Im frankophonen Wallonien konnte sich die sozialdemokratische PS als stärkste Partei durchsetzen. Gemeinsam mit ihrer flämischen Schwesterpartei SP.A stellen die Sozialdemokraten damit zum ersten Mal seit zwanzig Jahren wieder den größten politischen Block. Im nationalen Parlament können sie gemeinsam mit 38 Sitzen rechnen und haben damit Aussicht auf das Amt des Regierungschefs, wenn sie koalieren. Die NV’A hat keinen Bündnispartner in der Wallonie. Ob angesichts der komplizierten föderalen Struktur und der tiefen Feindschaft zwischen den Sprachengruppen bis zum 1. Juli eine neue Regierung gebildet ist, gilt auch nach der Wahl als fraglich.
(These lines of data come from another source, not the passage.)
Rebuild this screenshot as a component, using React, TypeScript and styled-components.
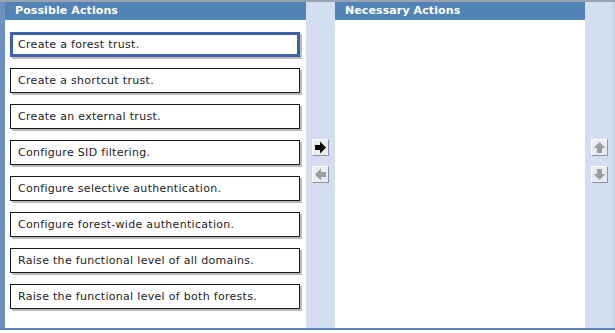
import React from "react";
import styled, { createGlobalStyle } from "styled-components";

const Global = createGlobalStyle`
  html, body { margin: 0; padding: 0; background: #ffffff; }
  body { font-family: "DejaVu Sans", Verdana, sans-serif; }
`;

const Frame = styled.div`
  width: 615px;
  height: 333px;
  display: flex;
  flex-direction: column;
  background: #ffffff;
  overflow: hidden;
`;

const TopLine = styled.div`
  height: 2px;
  background: #9aa4b0;
`;

const Body = styled.div`
  display: flex;
  height: 326px;
  border-left: 5px solid #6d92c2;
  box-shadow: inset 1px 0 0 #a9b3bf;
`;

const Panel = styled.div<{ $w: number }>`
  width: ${(p) => p.$w}px;
  display: flex;
  flex-direction: column;
  background: #ffffff;
`;

const Header = styled.div`
  height: 18px;
  background: #5283b6;
  color: #ffffff;
  font-weight: bold;
  font-size: 11px;
  line-height: 18px;
  padding-left: 10px;
  letter-spacing: 0.1px;
`;

const Strip = styled.div<{ $w: number }>`
  width: ${(p) => p.$w}px;
  background: #d3dff0;
  display: flex;
  flex-direction: column;
  align-items: center;
  padding-top: 137px;
  gap: 10px;
  box-sizing: border-box;
`;

const List = styled.div`
  display: flex;
  flex-direction: column;
  gap: 11px;
  padding: 12px 0 0 5px;
`;

const Item = styled.div<{ $focus?: boolean }>`
  box-sizing: border-box;
  width: 290px;
  height: 25px;
  border: ${(p) => (p.$focus ? "3px solid #3f62a6" : "1px solid #1a1a1a")};
  box-shadow: 2px 2px 0 #b9bcc2;
  background: #ffffff;
  font-size: 11px;
  letter-spacing: 0.3px;
  color: #222222;
  display: flex;
  align-items: center;
  padding-left: ${(p) => (p.$focus ? 5 : 7)}px;
`;

const ArrowBtn = styled.div`
  width: 17px;
  height: 17px;
  box-sizing: border-box;
  background: #e9ecf0;
  border-top: 1px solid #ffffff;
  border-left: 1px solid #ffffff;
  border-right: 1px solid #8d949c;
  border-bottom: 1px solid #8d949c;
  display: flex;
  align-items: center;
  justify-content: center;
`;

const RightEdge = styled.div`
  width: 2px;
  background: #c5d2e6;
`;

const BottomLine = styled.div`
  height: 2px;
  background: #5a86bd;
`;

const Arrow = ({ dir, color }: { dir: "r" | "l" | "u" | "d"; color: string }) => {
  const rot = { r: 0, l: 180, u: 270, d: 90 }[dir];
  return (
    <svg width="13" height="13" viewBox="0 0 13 13">
      <g transform={`rotate(${rot} 6.5 6.5)`}>
        <path d="M1 4 H6 V0.5 L12 6.5 L6 12.5 V9 H1 Z" fill={color} />
      </g>
    </svg>
  );
};

const items = [
  "Create a forest trust.",
  "Create a shortcut trust.",
  "Create an external trust.",
  "Configure SID filtering.",
  "Configure selective authentication.",
  "Configure forest-wide authentication.",
  "Raise the functional level of all domains.",
  "Raise the functional level of both forests.",
];

export default function App() {
  return (
    <Frame>
      <Global />
      <TopLine />
      <Body>
        <Panel $w={301}>
          <Header>Possible Actions</Header>
          <List>
            {items.map((t, i) => (
              <Item key={t} $focus={i === 0}>
                {t}
              </Item>
            ))}
          </List>
        </Panel>
        <Strip $w={29}>
          <ArrowBtn>
            <Arrow dir="r" color="#000000" />
          </ArrowBtn>
          <ArrowBtn>
            <Arrow dir="l" color="#9a9ea4" />
          </ArrowBtn>
        </Strip>
        <Panel $w={250}>
          <Header>Necessary Actions</Header>
        </Panel>
        <Strip $w={28}>
          <ArrowBtn>
            <Arrow dir="u" color="#9a9ea4" />
          </ArrowBtn>
          <ArrowBtn>
            <Arrow dir="d" color="#9a9ea4" />
          </ArrowBtn>
        </Strip>
        <RightEdge />
      </Body>
      <BottomLine />
    </Frame>
  );
}
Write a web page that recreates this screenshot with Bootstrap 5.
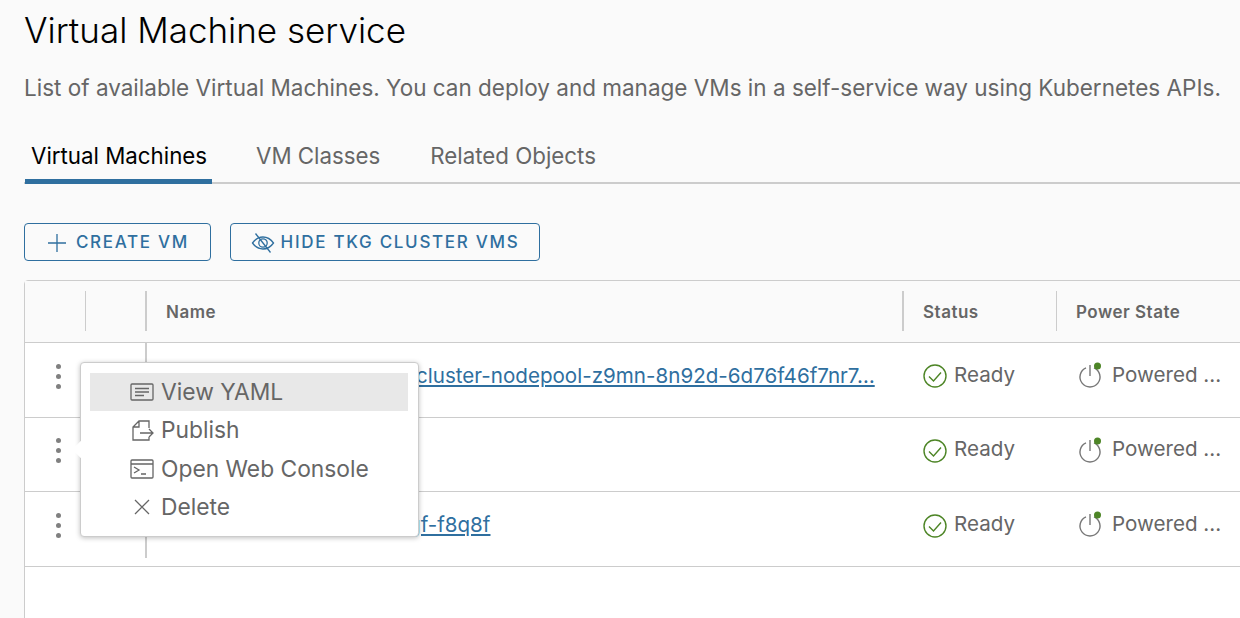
<!DOCTYPE html>
<html lang="en">
<head>
    <meta charset="UTF-8">
    <meta name="viewport" content="width=device-width, initial-scale=1.0">
    <title>Virtual Machine service</title>
    <link href="https://cdn.jsdelivr.net/npm/bootstrap@5.3.2/dist/css/bootstrap.min.css" rel="stylesheet">
    <style>
        html, body { height: 618px; overflow: hidden; }
        body { background: #fafafa; color: #666; font-family: "Inter", "Liberation Sans", sans-serif; }
        .page-wrap { width: 1240px; overflow: hidden; height: 618px; padding: 0 0 0 24px; }
        .page-title { font-size: 35px; font-weight: 300; color: #000; line-height: 40px; margin: 10px 0 0; }
        .page-desc { font-size: 22.500px; line-height: 28px; margin: 24px 0 0; width: 1216px; white-space: nowrap; color: #666; }
        .vm-tabs { width: 1216px; margin-top: 39px; height: 43px; border-bottom: 2px solid #ccc; gap: 38px; flex-wrap: nowrap; }
        .vm-tabs .nav-link { font-size: 22.300px; line-height: 28px; color: #666; padding: 1px 6px 0; height: 43px; margin-bottom: -2px; border-bottom: 5px solid transparent; border-radius: 0; white-space: nowrap; }
        .vm-tabs .nav-link.active { color: #000; border-bottom-color: #2f6f9f; }
        .vm-tabs .nav-item:first-child .nav-link { width: 187px; margin-left: 1px; }
        .action-row { margin-top: 39px; gap: 19px; }
        .vm-btn { height: 38px; display: flex; align-items: center; justify-content: center; gap: 6px; padding: 1px 0 0; font-size: 17px; font-weight: 500; letter-spacing: 1.700px; color: #2f6f9f; background: transparent; border: 1px solid #2f6f9f; border-radius: 4px; white-space: nowrap; }
        .vm-btn:hover { color: #2f6f9f; }
        .btn-create { width: 187px; gap: 8px; }
        .btn-hide { width: 310px; }
        .grid-box { margin-top: 19px; width: 1300px; height: 400px; background: #fff; border: 1px solid #ccc; border-radius: 4px 0 0 0; position: relative; }
        .vm-grid { table-layout: fixed; width: 1300px; margin: 0; --bs-table-bg: transparent; }
        .vm-grid th, .vm-grid td { padding: 0; border: 0; border-bottom: 1px solid #ccc; vertical-align: middle; color: #666; }
        .vm-grid th { height: 61px; background: #fafafa; font-size: 17px; font-weight: 600; letter-spacing: .5px; }
        .vm-grid td { height: 74.500px; font-size: 20.600px; background: #fff; }
        .head-cell { display: flex; align-items: center; height: 40px; border-left: 2px solid #ccc; padding: 2px 0 0 19px; }
        .head-cell.thin { border-left-width: 1px; }
        .stub-line { display: block; height: 74px; border-left: 2px solid #ccc; overflow: hidden; }
        .stub-line.top { height: 20px; margin-bottom: 54px; }
        .stub-line.last { height: 66px; margin-bottom: 8px; }
        .dots { display: flex; flex-direction: column; justify-content: center; align-items: center; gap: 5px; width: 60px; padding: 0 0 7px 6px; }
        .dots i { width: 5px; height: 5px; border-radius: 50%; background: #808080; display: block; }
        .name-cell { position: relative; }
        .vm-link { color: #2f6f9f; position: absolute; top: 20px; left: 271px; font-size: 20.600px; line-height: 26px; white-space: nowrap; }
        .vm-link.tail { left: 263px; }
        .state { display: flex; align-items: center; gap: 7px; padding: 0 0 9px 21px; }
        .state.power { padding-left: 22px; gap: 10px; white-space: nowrap; }
        .ready-ico { margin-top: 3px; }
        .vm-menu { display: block; position: absolute; left: 55px; top: 81px; width: 339px; height: 175px; margin: 0; padding: 10px 10px 0 9px; background: #fff; border: 1px solid #ccc; border-radius: 4px; box-shadow: 0 1px 5px rgba(0,0,0,.25); --bs-dropdown-min-width: 0; }
        .vm-menu::before { content: ""; position: absolute; left: -6px; top: 80px; width: 13px; height: 13px; background: #fff; transform: rotate(45deg); }
        .vm-menu .dropdown-item { position: relative; display: flex; align-items: center; height: 38.400px; padding: 0 0 0 40px; gap: 7px; font-size: 22.800px; color: #666; }
        .vm-menu .dropdown-item.active { background: #e8e8e8; color: #666; }
        .menu-ico { flex: none; width: 24px; height: 24px; }
    </style>
</head>
<body>
<div class="page-wrap">
    <h1 class="page-title">Virtual Machine service</h1>
    <p class="page-desc">List of available Virtual Machines. You can deploy and manage VMs in a self-service way using Kubernetes APIs.</p>

    <ul class="nav vm-tabs">
        <li class="nav-item"><a class="nav-link active" href="#">Virtual Machines</a></li>
        <li class="nav-item"><a class="nav-link" href="#">VM Classes</a></li>
        <li class="nav-item"><a class="nav-link" href="#">Related Objects</a></li>
    </ul>

    <div class="d-flex action-row">
        <button class="btn vm-btn btn-create">
            <svg width="22" height="22" viewBox="0 0 22 22" fill="none" stroke="#2f6f9f" stroke-width="1.300"><path d="M11 2v18M2 11h18"/></svg>
            CREATE VM
        </button>
        <button class="btn vm-btn btn-hide">
            <svg width="24" height="22" viewBox="0 0 24 22" fill="none" stroke="#2f6f9f" stroke-width="1.300"><path d="M1.500 11C4.500 6.800 8 5 12 5s7.500 1.800 10.500 6c-3 4.200-6.500 6-10.500 6S4.500 15.200 1.500 11z"/><circle cx="12" cy="11" r="4.200"/><path d="M4.500 1.500 19.500 20.500"/></svg>
            HIDE TKG CLUSTER VMS
        </button>
    </div>

    <div class="grid-box">
        <table class="table vm-grid">
            <colgroup><col style="width:60px"><col style="width:60px"><col style="width:757px"><col style="width:154px"><col></colgroup>
            <thead>
                <tr>
                    <th></th>
                    <th><div class="head-cell thin"></div></th>
                    <th><div class="head-cell">Name</div></th>
                    <th><div class="head-cell">Status</div></th>
                    <th><div class="head-cell thin">Power State</div></th>
                </tr>
            </thead>
            <tbody>
                <tr>
                    <td><div class="dots"><i></i><i></i><i></i></div></td>
                    <td></td>
                    <td class="name-cell"><span class="stub-line top"></span><a class="vm-link" href="#">cluster-nodepool-z9mn-8n92d-6d76f46f7nr7…</a></td>
                    <td><div class="state"><svg class="ready-ico" width="24" height="24" viewBox="0 0 24 24" fill="none" stroke="#4d8526" stroke-width="1.400"><circle cx="12" cy="12" r="11"/><path d="M6 12.500l4.500 4.500L18 8.500"/></svg>Ready</div></td>
                    <td><div class="state power"><svg width="24" height="26" viewBox="0 0 24 26" fill="none" stroke="#777" stroke-width="1.400"><path d="M8 5.800a10 10 0 1 0 8 0M12 3v11"/><circle cx="19.500" cy="4" r="3.500" fill="#4d8526" stroke="none"/></svg>Powered ...</div></td>
                </tr>
                <tr>
                    <td><div class="dots"><i></i><i></i><i></i></div></td>
                    <td></td>
                    <td></td>
                    <td><div class="state"><svg class="ready-ico" width="24" height="24" viewBox="0 0 24 24" fill="none" stroke="#4d8526" stroke-width="1.400"><circle cx="12" cy="12" r="11"/><path d="M6 12.500l4.500 4.500L18 8.500"/></svg>Ready</div></td>
                    <td><div class="state power"><svg width="24" height="26" viewBox="0 0 24 26" fill="none" stroke="#777" stroke-width="1.400"><path d="M8 5.800a10 10 0 1 0 8 0M12 3v11"/><circle cx="19.500" cy="4" r="3.500" fill="#4d8526" stroke="none"/></svg>Powered ...</div></td>
                </tr>
                <tr>
                    <td><div class="dots"><i></i><i></i><i></i></div></td>
                    <td></td>
                    <td class="name-cell"><span class="stub-line last"></span><a class="vm-link tail" href="#">gf-f8q8f</a></td>
                    <td><div class="state"><svg class="ready-ico" width="24" height="24" viewBox="0 0 24 24" fill="none" stroke="#4d8526" stroke-width="1.400"><circle cx="12" cy="12" r="11"/><path d="M6 12.500l4.500 4.500L18 8.500"/></svg>Ready</div></td>
                    <td><div class="state power"><svg width="24" height="26" viewBox="0 0 24 26" fill="none" stroke="#777" stroke-width="1.400"><path d="M8 5.800a10 10 0 1 0 8 0M12 3v11"/><circle cx="19.500" cy="4" r="3.500" fill="#4d8526" stroke="none"/></svg>Powered ...</div></td>
                </tr>
            </tbody>
        </table>

        <div class="dropdown-menu vm-menu">
            <a class="dropdown-item active" href="#">
                <svg class="menu-ico" viewBox="0 0 24 24" fill="none" stroke="#666" stroke-width="1.300"><rect x="1" y="4" width="22" height="16" rx="1"/><path d="M5 8.500h14M5 12h14M5 15.500h9"/></svg>
                View YAML
            </a>
            <a class="dropdown-item" href="#">
                <svg class="menu-ico" viewBox="0 0 24 24" fill="none" stroke="#666" stroke-width="1.300"><path d="M19 9V2H9L3 8v13h16v-3M9 2v6H3M10 14h13M19 10l4 4-4 4"/></svg>
                Publish
            </a>
            <a class="dropdown-item" href="#">
                <svg class="menu-ico" viewBox="0 0 24 24" fill="none" stroke="#666" stroke-width="1.300"><rect x="1" y="3" width="22" height="18" rx="1"/><path d="M1 7h22M4 10l5 3-5 3M11 17h5"/></svg>
                Open Web Console
            </a>
            <a class="dropdown-item" href="#">
                <svg class="menu-ico" viewBox="0 0 24 24" fill="none" stroke="#666" stroke-width="1.300"><path d="M5 5l14 14M19 5L5 19"/></svg>
                Delete
            </a>
        </div>
    </div>
</div>
<script src="https://cdn.jsdelivr.net/npm/bootstrap@5.3.2/dist/js/bootstrap.bundle.min.js"></script>
</body>
</html>
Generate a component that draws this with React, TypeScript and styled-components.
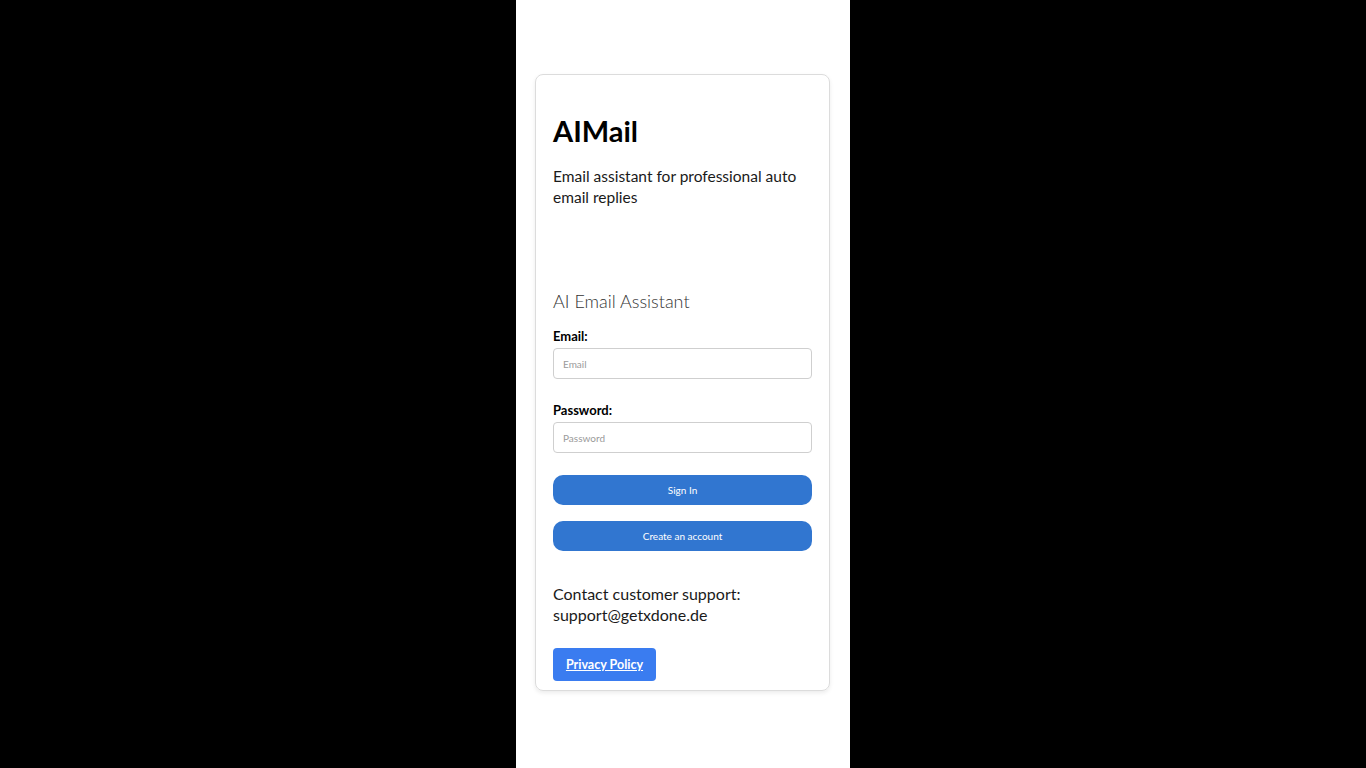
import React from "react";
import styled, { createGlobalStyle } from "styled-components";

const GlobalStyle = createGlobalStyle`
  html, body {
    margin: 0;
    padding: 0;
    background: #000;
  }
  body {
    font-family: "Lato", "Noto Sans", sans-serif;
  }
`;

const App: React.FC = () => {
  return (
    <>
      <GlobalStyle />
      <Page>
        <Card>
          <Header>
            <Titulo>AIMail</Titulo>
            <Subtitulo>Email assistant for professional auto email replies</Subtitulo>
          </Header>

          <Form>
            <FormTitle>AI Email Assistant</FormTitle>
            <Field>
              <Label>Email:</Label>
              <Input type="email" placeholder="Email" />
            </Field>
            <Field>
              <Label>Password:</Label>
              <Input type="password" placeholder="Password" />
            </Field>
            <Button>Sign In</Button>
            <Button>Create an account</Button>
          </Form>

          <Contact>
            Contact customer support:
            <br />
            support@getxdone.de
          </Contact>
          <PrivacyButton href="#">Privacy Policy</PrivacyButton>
        </Card>
      </Page>
    </>
  );
};
export default App;

const Page = styled.div`
  width: 334px;
  min-height: 100vh;
  margin: 0 auto;
  background: #fff;
  padding: 74px 19px 0 19px;
  box-sizing: border-box;
`;

const Card = styled.div`
  width: 295px;
  height: 617px;
  box-sizing: border-box;
  border: 1px solid #dcdcdc;
  border-radius: 8px;
  box-shadow: 0 2px 4px rgba(0, 0, 0, 0.08);
  padding: 34px 17px 0 17px;
`;

const Header = styled.div`
  height: 180px;
`;

const Titulo = styled.h1`
  margin: 0;
  font-size: 29px;
  font-weight: 700;
  color: #000;
  line-height: 44px;
`;

const Subtitulo = styled.p`
  margin: 13px 0 0 0;
  font-size: 15.5px;
  line-height: 21px;
  color: #1a1a1a;
  font-weight: 400;
`;

const Form = styled.div`
  display: flex;
  flex-direction: column;
`;

const FormTitle = styled.h2`
  margin: 0 0 14px 0;
  font-size: 18px;
  font-weight: 300;
  color: #333;
  line-height: 24px;
`;

const Field = styled.div`
  display: flex;
  flex-direction: column;
  margin-bottom: 22px;
`;

const Label = styled.label`
  font-size: 13px;
  font-weight: 700;
  color: #000;
  line-height: 18px;
  margin-bottom: 3px;
`;

const Input = styled.input`
  width: 100%;
  height: 31px;
  box-sizing: border-box;
  border: 1px solid #cfcfcf;
  border-radius: 4px;
  padding: 0 9px;
  font-family: inherit;
  font-size: 10px;
  color: #333;
  outline: none;
  &::placeholder {
    color: #9a9a9a;
  }
`;

const Button = styled.button`
  width: 100%;
  height: 30px;
  border: none;
  border-radius: 10px;
  background-color: #3176d0;
  color: #fff;
  font-family: inherit;
  font-size: 10px;
  cursor: pointer;
  margin-bottom: 16px;
`;

const Contact = styled.p`
  margin: 16px 0 0 0;
  font-size: 16px;
  line-height: 21px;
  color: #1a1a1a;
`;

const PrivacyButton = styled.a`
  display: inline-flex;
  align-items: center;
  justify-content: center;
  margin-top: 23px;
  width: 103px;
  height: 33px;
  border-radius: 4px;
  background-color: #3a7cf0;
  color: #fff;
  font-weight: 700;
  font-size: 12.5px;
  text-decoration: underline;
`;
Dann übernimmt Belgien für sechs Monate die EU-Ratspräsidentschaft. PS-Chef Elio di Rupo ließ sich am Sonntag als Wahlsieger feiern und gab sich staatsmännisch. Er rief alle Parteien auf, bei der Regierungsbildung »einen ausgewogenen Kompromiß zu finden«.

De Wever hat vor der Wahl ausgeschlossen, sich zum Ministerpräsidenten wählen zu lassen. Schließlich will er die Zentralregierung entmachten. Am Sonntag machte der 39jährige aber klar, daß er künftig die Regierung mitbestimmen will. »Wir werden endlich die notwendigen Reformen umsetzen«, sagte er unter dem Jubel seiner Anhänger. Die Zentralregierung soll nach seinen Vorstellungen ihre verbliebenen Schlüsselkompetenzen für Justiz und Sozialsysteme an die Regionalregierungen abgeben.

In Wallonien gibt es keine vergleichbare Separatismusbewegung. Der arme Süden mit seinen 4,5 Millionen Einwohnern profitiert vom Zentralstaat, der Ausgleichszahlungen aus dem wohlhabenderen Norden (rund sechs Millionen Einwohner) überweist. PS-Chef di Rupo legte gleich einen Gegenentwurf zur NV-A vor. Das gute Ergebnis für die Sozialisten drücke den Wunsch der Wähler nach Solidarität aus, nicht nach Konkurrenz untereinander, sagte er an die Adresse De Wevers.

Der Wahlsieg der NV-A spitzt die belgische Krise weiter zu. Der Separatismus, früher vor allem vom faschistschen Vlaams Belang vertreten, wird nun salonfähig. Experten prophezeien Belgien eine lange Periode von Verhandlungen und und eine Zuspitzung der Krise.